A lot of people may say that things are changing and we have come far from the time when things were much more difficult. To this, I went further into the origin of the phrase coming out. A source mentions that coming out of the closetis a mixed metaphor that combines “coming out” with the closet metaphor: an evolution of “skeleton in the closet” (literally a shameful act) specifically referring to living a life of denial and secrecy by concealing one’s sexual orientation. Now, this makes me wonder, whether living life the way an individual chooses until they can tell it to others, will amount to them living in a closet, where the closet metaphor, in turn, is an extension of the force and pressure of the heterosexual society and it’s “norms”.

During their youth, every person goes through a lot of changes, they try to learn more about their bodies, their associations and their attractions or absence of it towards others. As this stage proceeds, they may face bullying, prejudices, phobia or other kinds of similar negative experiences which further limit the expression of these individuals and may make them feel guilty of not being able to fit into the perfect world of heterosexuality.

The guilt of concealing their identities, the absence of their self-acceptance due to pressure from their surroundings, and the non-existence of support from their inner or external circles, all make it very difficult to tell somebody what the people from the LGBTQIA+ community want for themselves. In a world where they are a suppressed minority, they even have to censor their love while their heterosexual fraternity members can proudly take their lovers over the red carpet. The community even has to answer questions such as, “when did you know you were queer?” I am not sure how many straight folks are faced with the same question.

Now coming back to the day which celebrates the coming out as a celebration of self-acceptance, understanding, and valuing your sexual orientation/identity, I feel that this day is important for the community as there is an important aspect of the history when thirty-four years ago, on the anniversary of the National March on Washington for Lesbian and Gay Rights in 1987, we first observed National Coming Out Day as a reminder that the power of coming out is vested in every queer individual for them to exercise when they feel right. Coming out as LGBTQ+ still matters since it makes the story of the person empowering for others who are still subjugated to a tiny closet of prejudice.

Individual feelings can differ for this day and they should be respected whether people support coming out of the closet or believe in the creation of a world where there is no longer such need to come out for people. I believe in creating a more equal and acceptable world where everyone can live their lives on their terms without fear of any prejudices or hate coming their way. A world, created with our individual and collective efforts, where there is no need for a National Day of Coming Out since no love or identity will be shunned into a closet.

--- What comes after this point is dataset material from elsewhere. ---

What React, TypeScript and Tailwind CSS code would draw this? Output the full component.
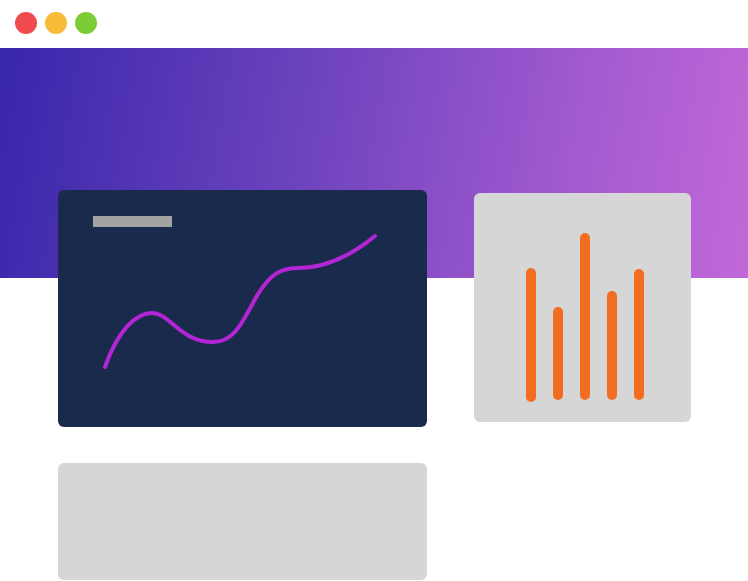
export default function App() {
  const bars = [
    { h: 134, mt: 75 },
    { h: 93, mt: 114 },
    { h: 167, mt: 40 },
    { h: 109, mt: 98 },
    { h: 131, mt: 76 },
  ];
  return (
    <div className="w-[748px] h-[581px] overflow-hidden bg-white flex flex-col">
      <div className="h-12 shrink-0 flex items-center gap-2 pl-[15px] pb-[3px]">
        <div className="w-[22px] h-[22px] rounded-full bg-[#ef4b4f]" />
        <div className="w-[22px] h-[22px] rounded-full bg-[#f8bb37]" />
        <div className="w-[22px] h-[22px] rounded-full bg-[#7ccd35]" />
      </div>
      <div className="flex-1 bg-white bg-[linear-gradient(100deg,#3826ab_0%,#6c43bd_40%,#a25ad0_75%,#c168d8_100%)] bg-no-repeat bg-[length:100%_230px] pt-[142px] pl-[58px] flex gap-[47px]">
        <div className="w-[369px] flex flex-col gap-[36px]">
          <div className="relative h-[237px] rounded-[6px] bg-[#1a2a4c] pt-[26px] pl-[35px]">
            <div className="w-[79px] h-[11px] bg-[#a3a3a3]" />
            <svg className="absolute inset-0" width="369" height="237" viewBox="0 0 369 237" fill="none">
              <path
                d="M47 177 C 60 140, 78 123, 94 123 C 112 123, 122 152, 155 152 C 178 152, 186 128, 200 104 C 212 85, 222 78, 240 78 C 270 78, 295 64, 317 46"
                stroke="#b425d6"
                strokeWidth="4"
                strokeLinecap="round"
              />
            </svg>
          </div>
          <div className="h-[117px] rounded-[6px] bg-[#d6d6d6]" />
        </div>
        <div className="mt-[3px] w-[217px] h-[229px] rounded-[6px] bg-[#d6d6d6] flex pl-[52px] gap-[17px]">
          {bars.map((b, i) => (
            <div
              key={i}
              className="w-[10px] rounded-full bg-[#f26d1f]"
              style={{ height: b.h, marginTop: b.mt }}
            />
          ))}
        </div>
      </div>
    </div>
  );
}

However, until that day is a reality, we need to remember that we can start from our circles, our friends or families where we discuss the concerns of the LGBTQIA+ community, the problems they face and how we can help them and others to understand the gender and sexual identities that exist under the wide spectrum. To the individuals who are still struggling to figure out their identities, I say that take your time, there is no hurry. You are on your journey that is unique and special. You will find a time and space where you can express freely whenever you want to; it can be right now or later. Remember that while it is difficult to figure this out on your own, you can always reach out to online support groups, help pages, professional organizations or us, at Vex Ed, where help will always be provided. Let’s rejoice this day, support the community as a member or an ally and create a more equal and accepting world. Happy National Coming Out 2021 to you!